Bird Identification and Special Swan Caution
Duck hunters must know the bird before the shot. Montana’s limits differ by flyway and species. Mallard hens, pintails, redheads, canvasbacks, scaup, hooded mergansers, wood ducks, and blue-winged teal all have rules that can change the legal answer.
Swans are not part of the regular duck limit. Swan hunting in Montana is by special license only, with flyway rules, quotas, and a 72-hour bill measurement card reporting duty after harvest. Whooping cranes are protected and may not be taken. If a large white bird is in the air and ID is not certain, hold fire. A mistake on a bird that size can echo far beyond the marsh.
Montana Duck Hunting Law Check Before You Go
Before a Montana duck hunt, check your Conservation License, Base Hunting License, Montana Migratory Bird License, HIP completion, Federal Duck Stamp, hunter education status, youth rules, flyway, Central Zone if needed, season dates, scaup closure, blue-winged teal early rule, shooting hours, Canyon Ferry hour rule, daily limit, possession limit, shotgun plug, approved nontoxic shells, boat inspection duties, land permission, public area rules, closure maps, tagging supplies, and bird ID plan.

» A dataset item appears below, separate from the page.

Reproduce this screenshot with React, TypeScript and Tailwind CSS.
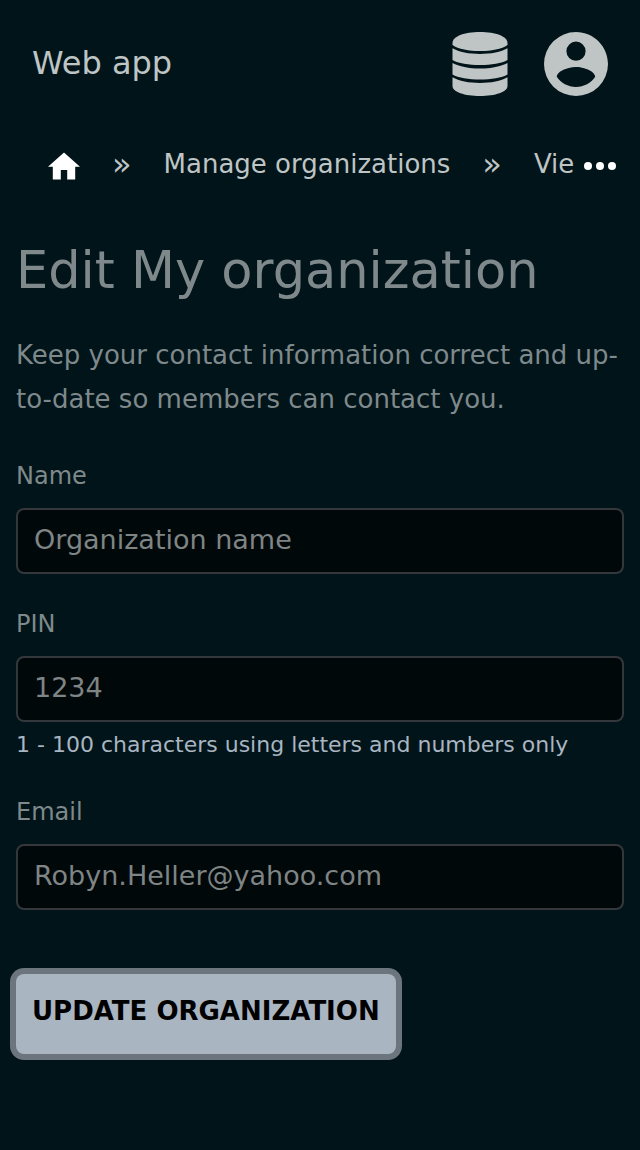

Montana duck hunting laws can look heavy at first, but they turn into field habits. Hunt the right flyway on the right date. Carry the right papers. Use approved nontoxic shot. Keep the gun plugged. Stop at sunset unless a special rule says noon. Count every bird by species and sex. Tag birds when another person handles them. Respect private land, public access rules, reservoirs, WMAs, refuges, and tribal lands. Do that, and the rules become part of the hunt’s rhythm, like mallards over a frozen river and decoys moving in a cold Montana wind.
This article is a plain-English guide, not legal counsel. Seasons, limits, license fees, public area rules, access laws, and federal rules can change. Before each hunt, check the newest Montana Fish, Wildlife & Parks migratory bird regulations and the rule for the exact river, reservoir, field, refuge, WMA, or private property where you plan to hunt.